Antares Returns to Flight with OA-5 Success

With tonight’s launch of the OA-5 mission, Orbital ATK’s Antares launch vehicle has resumed operations following a two-year stand down.  The OA-5 launch brings 2,400kg of crew provisions, scientific experiments, EVA supplies, and vehicle hardware to the astronauts living and working aboard the International Space Station.

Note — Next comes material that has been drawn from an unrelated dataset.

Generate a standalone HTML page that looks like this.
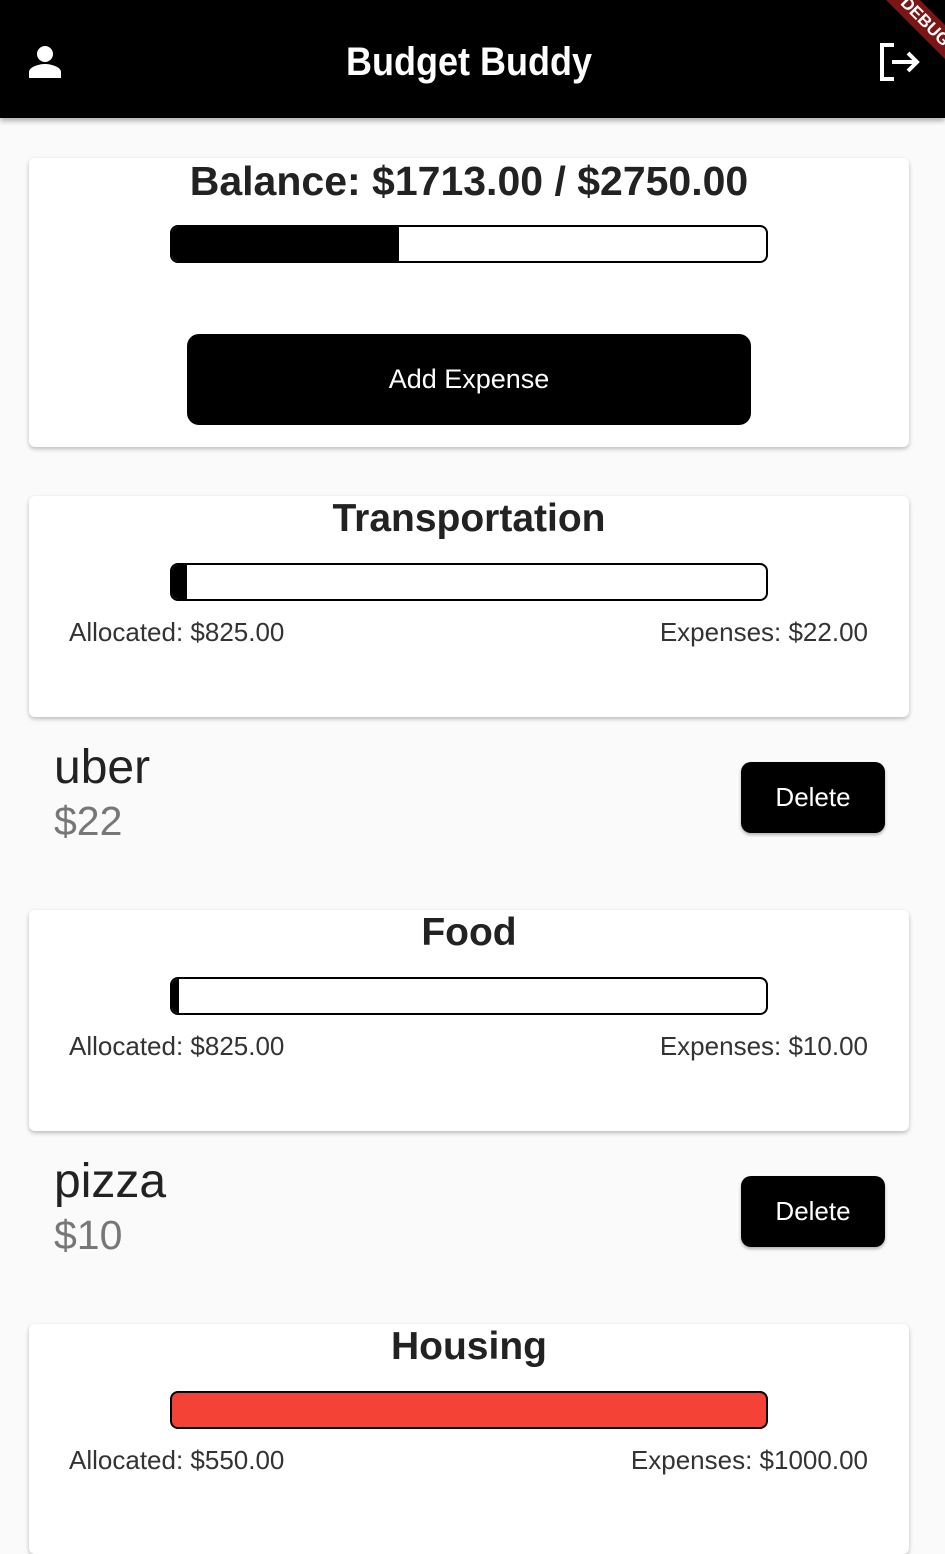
<!DOCTYPE html><html><head><style>
body{margin:0;width:945px;height:1530px;overflow:hidden;background:#fafafa;font-family:"Liberation Sans",sans-serif;position:relative}
.a{position:absolute}
.bar{position:absolute;left:170px;width:594px;height:34px;border:2px solid #000;border-radius:8px;overflow:hidden;background:#fff}
.card{position:absolute;left:29px;width:880px;background:#fff;border-radius:6px;box-shadow:0 2px 4px rgba(0,0,0,.25)}
.t{position:absolute;left:29px;width:880px;text-align:center;font-weight:bold;color:#222;font-size:39px}
.s{position:absolute;font-size:26px;color:#333}
.del{position:absolute;left:741px;width:144px;height:71px;background:#000;color:#fff;border-radius:10px;font-size:26px;line-height:71px;text-align:center;box-shadow:0 2px 3px rgba(0,0,0,.3);font-weight:500}
</style></head><body>
<div class="a" style="left:0;top:0;width:945px;height:118px;background:#000;box-shadow:0 3px 5px rgba(0,0,0,.3)"></div>
<svg class="a" style="left:26px;top:44px" width="38" height="36" viewBox="0 0 38 36"><circle cx="19" cy="10" r="8" fill="#fff"/><path d="M3 34v-6c0-5 10-8 16-8s16 3 16 8v6z" fill="#fff"/></svg>
<div class="a" style="left:29px;top:40px;width:880px;text-align:center;color:#fff;font-size:40px;font-weight:bold;transform:scaleX(.9)">Budget Buddy</div>
<svg class="a" style="left:878px;top:42px" width="44" height="40" viewBox="0 0 44 40"><path d="M16 3H4v34h12" fill="none" stroke="#fff" stroke-width="4"/><path d="M14 20h24M30 11l9 9-9 9" fill="none" stroke="#fff" stroke-width="4"/></svg>
<div class="a" style="left:855px;top:10px;width:140px;height:24px;background:#7a1616;transform:rotate(45deg);color:#fff;font-size:17px;font-weight:bold;text-align:center;line-height:24px">DEBUG</div>

<div class="card" style="top:158px;height:289px"></div>
<div class="t" style="top:158px;font-size:41px">Balance: $1713.00 / $2750.00</div>
<div class="bar" style="top:225px"><div style="width:227px;height:100%;background:#000"></div></div>
<div class="a" style="left:187px;top:334px;width:564px;height:91px;background:#000;border-radius:12px;color:#fff;font-size:27px;text-align:center;line-height:91px;font-weight:500">Add Expense</div>

<div class="card" style="top:496px;height:221px"></div>
<div class="t" style="top:497px">Transportation</div>
<div class="bar" style="top:563px"><div style="width:15px;height:100%;background:#000"></div></div>
<div class="s" style="left:69px;top:617px">Allocated: $825.00</div>
<div class="s" style="right:77px;top:617px">Expenses: $22.00</div>
<div class="a" style="left:54px;top:740px;font-size:48px;color:#222">uber</div>
<div class="a" style="left:54px;top:798px;font-size:41px;color:#777">$22</div>
<div class="del" style="top:762px">Delete</div>

<div class="card" style="top:910px;height:221px"></div>
<div class="t" style="top:911px">Food</div>
<div class="bar" style="top:977px"><div style="width:7px;height:100%;background:#000"></div></div>
<div class="s" style="left:69px;top:1031px">Allocated: $825.00</div>
<div class="s" style="right:77px;top:1031px">Expenses: $10.00</div>
<div class="a" style="left:54px;top:1154px;font-size:48px;color:#222">pizza</div>
<div class="a" style="left:54px;top:1212px;font-size:41px;color:#777">$10</div>
<div class="del" style="top:1176px">Delete</div>

<div class="card" style="top:1324px;height:230px"></div>
<div class="t" style="top:1325px">Housing</div>
<div class="bar" style="top:1391px;background:#f44336"></div>
<div class="s" style="left:69px;top:1445px">Allocated: $550.00</div>
<div class="s" style="right:77px;top:1445px">Expenses: $1000.00</div>
</body></html>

Long-exposure photo of OA-5 launch
This three-minute exposure shows the launch and flight of Orbital ATK’s Antares rocket, bearing the OA-5 Cygnus resupply freighter to the International Space Station. Photo credit: Jared Haworth / We Report Space

The Cygnus capsule launched tonight was the third flight of the Enhanced Pressurized Cargo Module (Enhanced PCM) variant, capable of carrying up to 3,500 kg of cargo to Low Earth Orbit.  The two prior missions using the Enhanced PCM were launched on ULA’s Atlas V vehicle in December 2015 and March 2016.  The OA-5 mission marks the first time Antares has launched the Enhanced PCM.

Cygnus will remain in a “loitering” orbit near the ISS, waiting for the next Russian Soyuz launch to bring the crew complement back up to six astronauts later this week, and is planned to berth with the ISS on Sunday, October 23rd.

From the Ashes

The last time an Antares rocket lifted off from MARS launchpad 0A was October 28, 2014, but its journey was short-lived, and ended in a spectacular, terrible explosion just moments after launch, destroying the rocket, Cygnus payload and causing extensive damage to the launchpad and surrounding facilities.  Virginia Commercial Spaceflight Authority (Virginia Space), jointly with NASA and Orbital ATK undertook an 11-month, $15MM reconstruction and upgrade effort following the mishap, unveiling the rebuilt facility to the press in December 2015.

Orbital ATK’s investigation of the explosion culminated in their discontinuing use of the Soviet-made, Aerojet Rocketdyne-refurbished NK-33 / AJ-26 engine, picking instead an engine made by NPO Energomash, a major Russian engine manufacturer.

Two NPO Energomash RD-181 engines power the Antares OA-5 mission to orbit.  Photo credit: Andrew Albosta / We Report Space
Two NPO Energomash RD-181 engines power the Antares OA-5 mission to orbit. Photo credit: Andrew Albosta / We Report Space

Antares, Upgraded

Referred to as Antares 230, this version of Orbital ATK’s mid-class rocket marked the debut of NPO Energomash’s RD-181 main engine, two of which can be found on each Antares rocket.  An Antares-specific variant of the RD-191, the RD-181 can trace its heritage back to NPO Energomash’s four-chamber, four-nozzle liquid fueled engine, RD-170.  A number of derivatives of the RD-170 exist, including the two-chamber, two-nozzle RD-180 used by ULA’s Atlas V launch vehicle, and two other single-chamber, single-nozzle engines, RD-151 (used by South Korea’s Naro-1 rocket) and RD-193 (intended for Soyuz-2.1v).

Antares’s second stage makes use of a Castor 30XL solid rocket motor, first installed on the Antares ORB-3 launch vehicle.  Due to the explosion which destroyed the ORB-3 rocket just above the launch pad, tonight’s launch was the first successful use of the Castor 30XL to deliver Cygnus to orbit.

Frank Culbertson, Space Systems Group president for Orbital ATK, remarked tonight that better than expected performance on both the first and second stages of the rocket led to a higher altitude orbit than originally planned, giving Orbital ATK an even more favorable position in orbit awaiting their rendezvous with the International Space Station.

Antares OA-5 clears the tower
The Antares 230 rocket clears the transporter / erector just seconds after launch. Photo credit: Jared Haworth / We Report Space

OA-5, A Personal Perspective

My involvement with Bill Jelen and Michael Seeley (the other two co-founders of We Report Space) came about because all of us were accepted into the NASA Social for SpaceX CRS-3.  However, I had applied to an earlier NASA Social event in January 2014 and was turned down.  That event was the Antares ORB-1 launch; the first operational Cygnus launch to the ISS.  I would later join the ranks of the press corps and obtain credentials for Antares ORB-3, but I was called out of town for work and couldn’t attend the launch, which led to me missing one of the biggest spaceflight stories of 2014.  For me, getting to see the OA-5 launch, Antares’s triumphant return to flight, has put some of those demons to rest.